**Problem description:** Without the images, write out the whole listing exactly.

--- start ---

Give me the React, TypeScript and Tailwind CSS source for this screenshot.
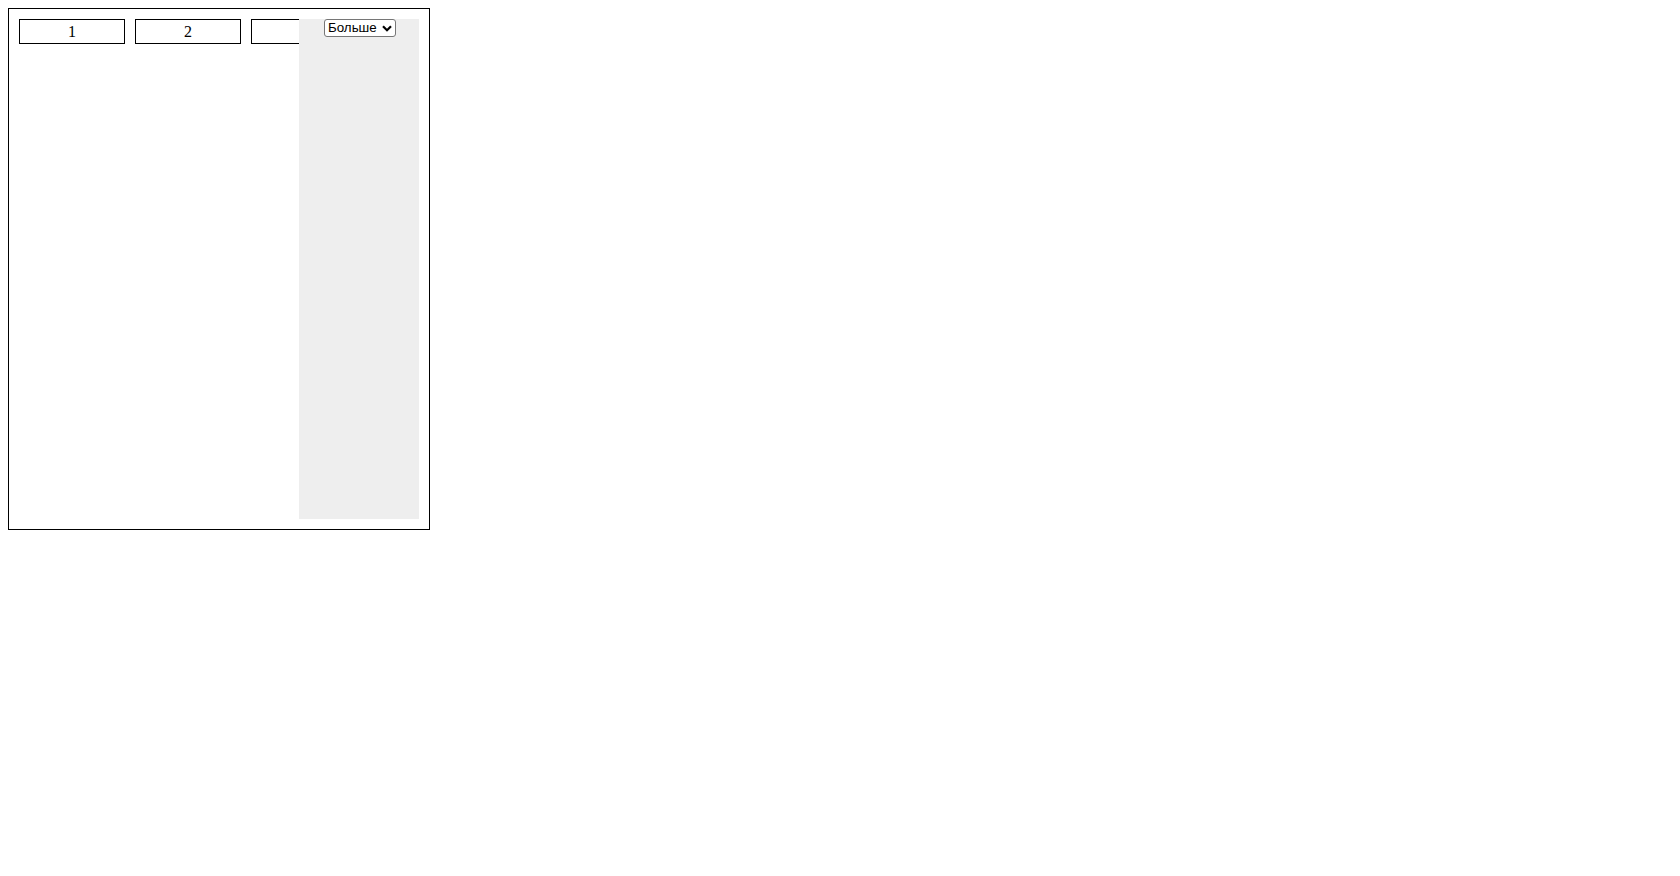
export default function App() {
  const items = ["1", "2", "3"];

  return (
    <div className="p-2 bg-white min-h-screen" style={{ fontFamily: '"Liberation Serif", serif' }}>
      <div className="relative w-[422px] h-[522px] border border-black p-[10px] text-black">
        {/* Tabs row */}
        <div className="flex gap-[10px]">
          {items.map((item) => (
            <div
              key={item}
              className="w-[106px] h-[25px] border border-black flex items-center justify-center text-[16px] leading-none"
            >
              {item}
            </div>
          ))}
        </div>

        {/* Overflow panel */}
        <div className="absolute top-[10px] right-[10px] w-[120px] h-[500px] bg-[#eeeeee] flex justify-center items-start">
          <div className="relative flex h-[18px] w-[72px] ml-[2px]">
            <select
              defaultValue="more"
              className="block appearance-none h-[18px] w-[72px] border border-[#767676] rounded-[3px] bg-white pl-[3px] pr-[14px] py-0 text-[13.33px] leading-[16px] text-black"
              style={{ fontFamily: '"Liberation Sans", Arial, sans-serif' }}
            >
              <option value="more">Больше</option>
            </select>
            <svg
              className="absolute right-[4px] top-[6px] pointer-events-none"
              width="10"
              height="7"
              viewBox="0 0 10 7"
            >
              <path d="M1 1.2 L5 5.2 L9 1.2" fill="none" stroke="#000" strokeWidth="2.2" />
            </svg>
          </div>
        </div>
      </div>
    </div>
  );
}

--- end ---

**Full output:**
Give me the React, TypeScript and Tailwind CSS source for this screenshot.
export default function App() {
  const items = ["1", "2", "3"];

  return (
    <div className="p-2 bg-white min-h-screen" style={{ fontFamily: '"Liberation Serif", serif' }}>
      <div className="relative w-[422px] h-[522px] border border-black p-[10px] text-black">
        {/* Tabs row */}
        <div className="flex gap-[10px]">
          {items.map((item) => (
            <div
              key={item}
              className="w-[106px] h-[25px] border border-black flex items-center justify-center text-[16px] leading-none"
            >
              {item}
            </div>
          ))}
        </div>

        {/* Overflow panel */}
        <div className="absolute top-[10px] right-[10px] w-[120px] h-[500px] bg-[#eeeeee] flex justify-center items-start">
          <div className="relative flex h-[18px] w-[72px] ml-[2px]">
            <select
              defaultValue="more"
              className="block appearance-none h-[18px] w-[72px] border border-[#767676] rounded-[3px] bg-white pl-[3px] pr-[14px] py-0 text-[13.33px] leading-[16px] text-black"
              style={{ fontFamily: '"Liberation Sans", Arial, sans-serif' }}
            >
              <option value="more">Больше</option>
            </select>
            <svg
              className="absolute right-[4px] top-[6px] pointer-events-none"
              width="10"
              height="7"
              viewBox="0 0 10 7"
            >
              <path d="M1 1.2 L5 5.2 L9 1.2" fill="none" stroke="#000" strokeWidth="2.2" />
            </svg>
          </div>
        </div>
      </div>
    </div>
  );
}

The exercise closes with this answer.